— Begin Data block —
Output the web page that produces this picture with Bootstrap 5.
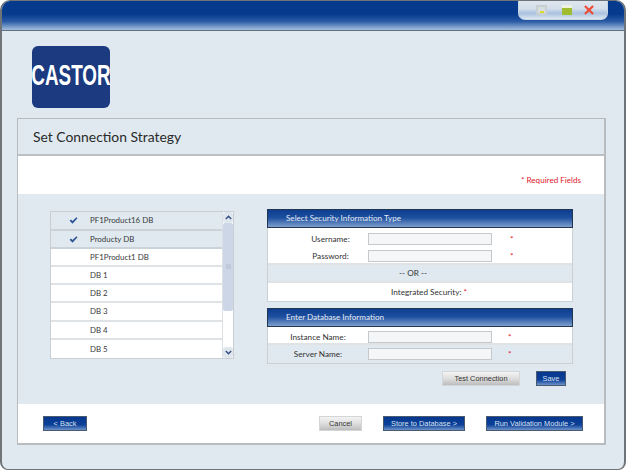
<!DOCTYPE html>
<html lang="en">
<head>
  <meta charset="UTF-8">
  <meta name="viewport" content="width=device-width, initial-scale=1">
  <title>Set Connection Strategy</title>
  <link href="https://cdn.jsdelivr.net/npm/bootstrap@5.3.2/dist/css/bootstrap.min.css" rel="stylesheet">
  <style>
    html, body { height: 100%; margin: 0; background: #fff; }
    body { font-family: Lato, "Open Sans", sans-serif; color: #333; font-size: 8.2px; }

    /* outer window */
    .app-window { position: relative; width: 626px; height: 470px; background: #dfe9ef; border: 1px solid #6f7478; border-width: 1px 2px 1px 2px; border-radius: 10px 10px 8px 8px; overflow: hidden; }
    .app-top { height: 30px; background: linear-gradient(#053a8d 0, #053a8d 45%, #2a5aa5 70%, #a4bfdc 100%); border-bottom: 1px solid #60707f; }
    .win-tab { position: absolute; top: -1px; left: 516px; width: 90px; height: 20px; padding-left: 17px; gap: 15px; background: linear-gradient(#dfe7ef 0, #d5dfea 45%, #a9c2df 70%, #dce7f0 100%); border-radius: 0 0 7px 7px; border: 1px solid #c6d5e4; border-top: 0; }
    .win-min { width: 11px; height: 10px; border: 2px solid #c9ced2; background: #d6dde3; position: relative; }
    .win-min::after { content: ""; position: absolute; left: 2px; right: 1px; bottom: 0; height: 2px; background: #d7dc2a; }
    .win-max { width: 10px; height: 10px; background: linear-gradient(#eef3dd 0, #eef3dd 30%, #9fbd2e 35%, #9fbd2e 100%); }
    .win-close { width: 10px; height: 10px; margin-left: -3px; }

    .logo-row { padding: 15px 0 10px 30px; }
    .logo-box { width: 78px; height: 62px; padding-bottom: 3px; background: #1b3a80; border-radius: 6px; color: #fff; font-family: "Liberation Sans", sans-serif; font-weight: 700; font-size: 29px; line-height: 1; white-space: nowrap; overflow: visible; }
    .logo-word { display: inline-block; transform: scaleX(0.65); }

    /* main panel */
    .main-panel { margin: 0 0 0 15px; width: 589px; height: 327px; border: 1px solid #b8bcbf; border-width: 1px 2px 2px 1px; }
    .panel-title { height: 37px; padding-left: 15px; background: #dfe9ef; border-bottom: 2px solid #bcc0c3; font-size: 13.9px; line-height: 1; color: #2a2a2a; }
    .req-row { height: 38px; padding: 18px 23px 0 0; background: #fff; color: #e0202c; font-size: 8.1px; line-height: 13px; }
    .body-row { height: 210px; background: #dfe9ef; padding: 15px 31px 0 32px; }
    .foot-row { height: 39px; background: #fff; padding: 12px 21px 0 25px; }

    /* database list */
    .db-wrap { width: 184px; height: 148px; margin-top: 2px; border: 1px solid #c8ced2; background: #fff; }
    .db-list { width: 172px; }
    .db-list .list-group-item { display: flex; align-items: center; height: 18.25px; padding: 2px 0 0 39px; border: 0; border-bottom: 2px solid #dfe3e6; border-radius: 0; background: #fff; color: #3a3a3a; font-size: 7.9px; line-height: 1; }
    .db-list .list-group-item.db-on { background: #dfe9ef; border-bottom-color: #ccd3d8; }
    .db-list .list-group-item:first-child { height: 19.25px; padding-top: 0; }
    .db-list .list-group-item:nth-child(2) { height: 17.25px; padding-top: 3px; }
    .db-list .list-group-item:last-child { border-bottom: 0; }
    .db-check { position: absolute; left: 18px; top: 5px; width: 9px; height: 7px; }
    .db-scroll { width: 11px; background: #fff; border-left: 1px solid #dce1e5; }
    .db-arrow { height: 11px; background: #dfe6ee; border-radius: 3px; }
    .db-thumb { height: 89px; background: #cdd6e6; border-radius: 2px; }
    .db-grip { width: 5px; height: 5px; background: #bfc9da; }
    .db-rest { height: 37px; }

    /* right side forms */
    .form-side { width: 306px; }
    .sec-head { height: 19px; padding-left: 18px; border: 1px solid #23364f; background: linear-gradient(#0d3e90 0, #1d4f9f 45%, #7f9fcc 100%); color: #e3ebf5; font-size: 8.1px; line-height: 16px; white-space: nowrap; }
    .sec-box { border: 1px solid #ccd1d5; border-top: 0; background: #fff; margin-bottom: 6px; }
    .sec-row { display: flex; align-items: center; height: 18px; border-bottom: 2px solid #dfe3e6; }
    .sec-row:last-child { border-bottom: 0; }
    .sec-login { height: 37px; padding-top: 5px; gap: 5px; flex-direction: column; align-items: stretch; }
    .login-line { display: flex; align-items: center; height: 12px; }
    .sec-or { padding-right: 14px; }
    .sec-integrated { padding-left: 18px; }
    .sec-instance { padding-top: 4px; }
    .lbl-a { width: 100px; padding-left: 25px; text-align: center; }
    .lbl-b { width: 100px; text-align: center; }
    .in-box { width: 124px; }
    .in-box.form-control { height: 12px; min-height: 0; padding: 0; border: 1px solid #c5c9cc; border-radius: 0; background: #f5f6f7; }
    .star { color: #e0202c; }
    .star-a { margin-left: 18px; }
    .star-b { margin-left: 16px; }
    .row-tint { background: #dfe9ef; }
    .form-actions { gap: 16px; padding: 1px 7px 0 0; }

    /* buttons */
    .btn.btn-blue, .btn.btn-grey { height: 15px; padding: 0; border-radius: 0; font-family: "Liberation Sans", Arial, sans-serif; font-size: 7.4px; line-height: 13px; }
    .btn.btn-blue { color: #d7e2f0; border: 1px solid #4a5a70; background: linear-gradient(#05378c 0, #0c4099 60%, #6e93c9 100%); }
    .btn.btn-grey { color: #333; border: 1px solid #d3d6d8; background: linear-gradient(#f4f4f4 0, #dedede 50%, #bdbdbd 100%); }
    .w-save { width: 30px; }
    .w-test { width: 78px; }
    .w-back { width: 44px; }
    .w-cancel { width: 43px; }
    .w-store { width: 82px; margin-left: 21px; }
    .w-run { width: 97px; margin-left: 21px; }
  </style>
</head>
<body>
  <div class="app-window">
    <div class="app-top"></div>
    <div class="win-tab d-flex align-items-center">
      <div class="win-min"></div>
      <div class="win-max"></div>
      <svg class="win-close" viewBox="0 0 11 11"><path d="M1 1 L10 10 M10 1 L1 10" stroke="#ee4b35" stroke-width="2.4" fill="none"/></svg>
    </div>

    <div class="logo-row">
      <div class="logo-box d-flex align-items-center justify-content-center"><span class="logo-word">CASTOR</span></div>
    </div>

    <div class="main-panel">
      <div class="panel-title d-flex align-items-center">Set Connection Strategy</div>
      <div class="req-row text-end">* Required Fields</div>

      <div class="body-row d-flex justify-content-between">
        <div class="db-wrap d-flex">
          <div class="db-list list-group flex-grow-1">
            <div class="list-group-item db-on position-relative">
              <svg class="db-check" viewBox="0 0 10 8"><path d="M0.5 4.2 L2.2 2.8 L3.8 4.6 L8.4 0.4 L9.6 1.4 L3.9 7.6 Z" fill="#2f5596"/></svg>
              PF1Product16 DB
            </div>
            <div class="list-group-item db-on position-relative">
              <svg class="db-check" viewBox="0 0 10 8"><path d="M0.5 4.2 L2.2 2.8 L3.8 4.6 L8.4 0.4 L9.6 1.4 L3.9 7.6 Z" fill="#2f5596"/></svg>
              Producty DB
            </div>
            <div class="list-group-item">PF1Product1 DB</div>
            <div class="list-group-item">DB 1</div>
            <div class="list-group-item">DB 2</div>
            <div class="list-group-item">DB 3</div>
            <div class="list-group-item">DB 4</div>
            <div class="list-group-item">DB 5</div>
          </div>
          <div class="db-scroll d-flex flex-column">
            <div class="db-arrow d-flex align-items-center justify-content-center">
              <svg width="7" height="5" viewBox="0 0 7 5"><path d="M0.8 4 L3.5 1.2 L6.2 4" stroke="#2f4f80" stroke-width="1.4" fill="none"/></svg>
            </div>
            <div class="db-thumb d-flex align-items-center justify-content-center mt-auto"><div class="db-grip"></div></div>
            <div class="db-rest"></div>
            <div class="db-arrow d-flex align-items-center justify-content-center">
              <svg width="7" height="5" viewBox="0 0 7 5"><path d="M0.8 1 L3.5 3.8 L6.2 1" stroke="#2f4f80" stroke-width="1.4" fill="none"/></svg>
            </div>
          </div>
        </div>

        <div class="form-side">
          <div class="sec-head">Select Security Information Type</div>
          <div class="sec-box">
            <div class="sec-row sec-login">
              <div class="login-line"><span class="lbl-a">Username:</span><input class="form-control in-box" type="text"><span class="star star-a">*</span></div>
              <div class="login-line"><span class="lbl-a">Password:</span><input class="form-control in-box" type="text"><span class="star star-a">*</span></div>
            </div>
            <div class="sec-row sec-or row-tint justify-content-center">-- OR --</div>
            <div class="sec-row sec-integrated justify-content-center">Integrated Security:&nbsp;<span class="star">*</span></div>
          </div>

          <div class="sec-head">Enter Database Information</div>
          <div class="sec-box">
            <div class="sec-row sec-instance"><span class="lbl-b">Instance Name:</span><input class="form-control in-box" type="text"><span class="star star-b">*</span></div>
            <div class="sec-row row-tint"><span class="lbl-b">Server Name:</span><input class="form-control in-box" type="text"><span class="star star-b">*</span></div>
          </div>

          <div class="form-actions d-flex justify-content-end">
            <button class="btn btn-grey w-test" type="button">Test Connection</button>
            <button class="btn btn-blue w-save" type="button">Save</button>
          </div>
        </div>
      </div>

      <div class="foot-row d-flex">
        <button class="btn btn-blue w-back" type="button">&lt; Back</button>
        <button class="btn btn-grey w-cancel ms-auto" type="button">Cancel</button>
        <button class="btn btn-blue w-store" type="button">Store to Database &gt;</button>
        <button class="btn btn-blue w-run" type="button">Run Validation Module &gt;</button>
      </div>
    </div>
  </div>
  <script src="https://cdn.jsdelivr.net/npm/bootstrap@5.3.2/dist/js/bootstrap.bundle.min.js"></script>
</body>
</html>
— End Data block —
_What needs to be done:_ Leave out any pictures, please, and quote only the lines from the top of the data through the line that contains "sans-serif; color: #333;".

_Finished task:_
Output the web page that produces this picture with Bootstrap 5.
<!DOCTYPE html>
<html lang="en">
<head>
  <meta charset="UTF-8">
  <meta name="viewport" content="width=device-width, initial-scale=1">
  <title>Set Connection Strategy</title>
  <link href="https://cdn.jsdelivr.net/npm/bootstrap@5.3.2/dist/css/bootstrap.min.css" rel="stylesheet">
  <style>
    html, body { height: 100%; margin: 0; background: #fff; }
    body { font-family: Lato, "Open Sans", sans-serif; color: #333; font-size: 8.2px; }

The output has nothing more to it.